Musculoskeletal Model of the Hand and Forearm (Feb. 2011, UTC)

Video 1

Figure 1

Figure 1

Video 2

The aim of UTC-CNRS research unit in the COGNITO project is to develop a musculoskeletal model of the hand and forearm in order to carry out a biomechanical off-line analysis of the data collected with the on-body sensor-networks. The model is based on the motion capture of real manual movements frequently used in industrial manual tasks (see Video 1).

Then, kinematical data from the motion capture session are used to guide a musculoskeletal model composed of 21 segments, 28 muscles and 20 joints providing 24 degrees of freedom (see Figure 1)

Finally, joint loads and muscle-tendon forces are computed by using a inverse-to-direct dynamics method during the simulation. An example of result is given in Video 2.

Thus, this model will be used not only to document the motion performed by the worker but also to monitor which muscle functions are used and how many joints are loaded.

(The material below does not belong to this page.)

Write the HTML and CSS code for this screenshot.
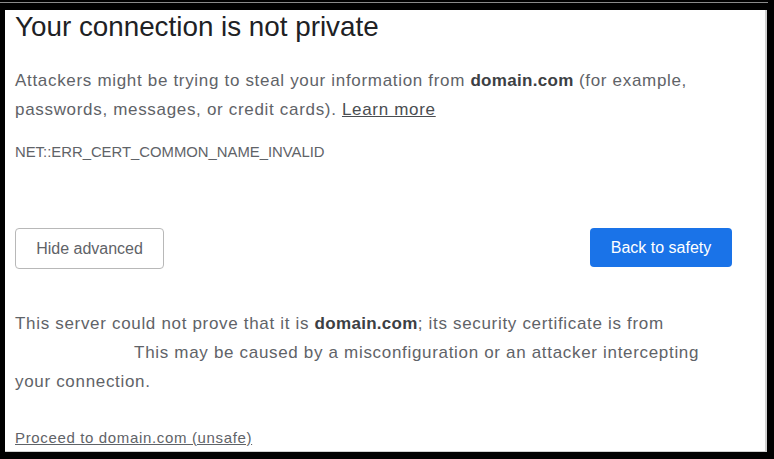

It allows providing major information to optimize and ensure the ergonomy and safety of industrial tasks by subsequently providing an adequate feedback.

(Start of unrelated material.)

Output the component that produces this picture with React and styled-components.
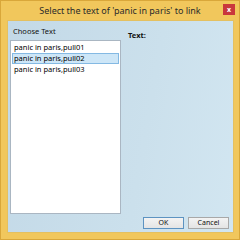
import React from "react";
import styled, { createGlobalStyle } from "styled-components";

const Global = createGlobalStyle`
  html, body { margin: 0; padding: 0; background: #f0c75e; }
  * { box-sizing: border-box; }
`;

const Window = styled.div`
  width: 240px;
  height: 240px;
  display: flex;
  flex-direction: column;
  background: #f1c75c;
  border: 1px solid #d9a73a;
  font-family: "Noto Sans", "Open Sans", sans-serif;
  color: #111;
`;

const TitleBar = styled.div`
  height: 19px;
  display: flex;
  align-items: center;
  justify-content: center;
  position: relative;
  font-size: 9px;
  color: #2b2b2b;
`;

const CloseBtn = styled.div`
  position: absolute;
  right: 4px;
  top: 3px;
  width: 12px;
  height: 11px;
  background: #c9373c;
  color: #fff;
  font-size: 7px;
  font-weight: bold;
  display: flex;
  align-items: center;
  justify-content: center;
  line-height: 1;
`;

const Client = styled.div`
  flex: 1;
  margin: 0 5px 6px 6px;
  background: linear-gradient(100deg, #c3d9e7 0%, #cbe0ec 60%, #d2e6f1 100%);
  border: 1px solid #e4c060;
  display: flex;
  flex-direction: column;
  padding: 5px 4px 3px 2px;
`;

const Main = styled.div`
  flex: 1;
  display: flex;
  gap: 7px;
`;

const LeftCol = styled.div`
  width: 111px;
  display: flex;
  flex-direction: column;
`;

const Label = styled.div`
  font-size: 7.5px;
  padding-left: ${(p) => p.$indent || 0}px;
  padding-top: ${(p) => p.$top || 0}px;
  font-weight: ${(p) => (p.$bold ? 700 : 400)};
  height: 14px;
  line-height: 11px;
`;

const ListBox = styled.div`
  flex: 1;
  background: #fff;
  border: 1px solid #aab6c2;
  padding: 1px 1px;
  display: flex;
  flex-direction: column;
`;

const Item = styled.div`
  height: 11px;
  font-size: 7.5px;
  line-height: 9px;
  padding-left: 1px;
  color: #000;
  border: 1px solid ${(p) => (p.$sel ? "#84b9e3" : "transparent")};
  background: ${(p) => (p.$sel ? "#cde6f7" : "transparent")};
`;

const Footer = styled.div`
  height: 15px;
  display: flex;
  justify-content: flex-end;
  align-items: flex-end;
  gap: 4px;
`;

const Button = styled.div`
  width: 41px;
  height: 12px;
  font-size: 7px;
  line-height: 10px;
  text-align: center;
  border: 1px solid ${(p) => (p.$default ? "#5d93c1" : "#a8a8a8")};
  background: linear-gradient(180deg, #f3f3f3 0%, #e4e4e4 100%);
  color: #111;
`;

export default function App() {
  return (
    <>
      <Global />
      <Window>
        <TitleBar>
          Select the text of 'panic in paris' to link
          <CloseBtn>x</CloseBtn>
        </TitleBar>
        <Client>
          <Main>
            <LeftCol>
              <Label $indent={3}>Choose Text</Label>
              <ListBox>
                <Item>panic in paris,pull01</Item>
                <Item $sel>panic in paris,pull02</Item>
                <Item>panic in paris,pull03</Item>
              </ListBox>
            </LeftCol>
            <div>
              <Label $bold $top={4}>Text:</Label>
            </div>
          </Main>
          <Footer>
            <Button $default>OK</Button>
            <Button>Cancel</Button>
          </Footer>
        </Client>
      </Window>
    </>
  );
}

Workflow induction and user guidance (Feb. 2011, Leeds)

In this video we demonstrate how a system can track a workers actions and show them how to complete the current construction of maintenance task.

By observing the positions of both the hands and tools, and classifying these configurations into recognised actions, a workflow can be automatically formed from repeated examples. By demonstrating the sequence and nature of the necessary component actions we can build a model that is able to adapt to a new user, completing the same task, and make explicit a previously implicit workflow sequence. By formalising the demonstrated knowledge of experienced workers a new user can be trained by the system, while existing users can be monitored to prevent safety critical deviations from the task at hand.

Current work at the University of Leeds activity analysis group aims to develop techniques that allow the automatic formation of more advanced workflow models and to increase the detection accuracy of a variety of industrial activities.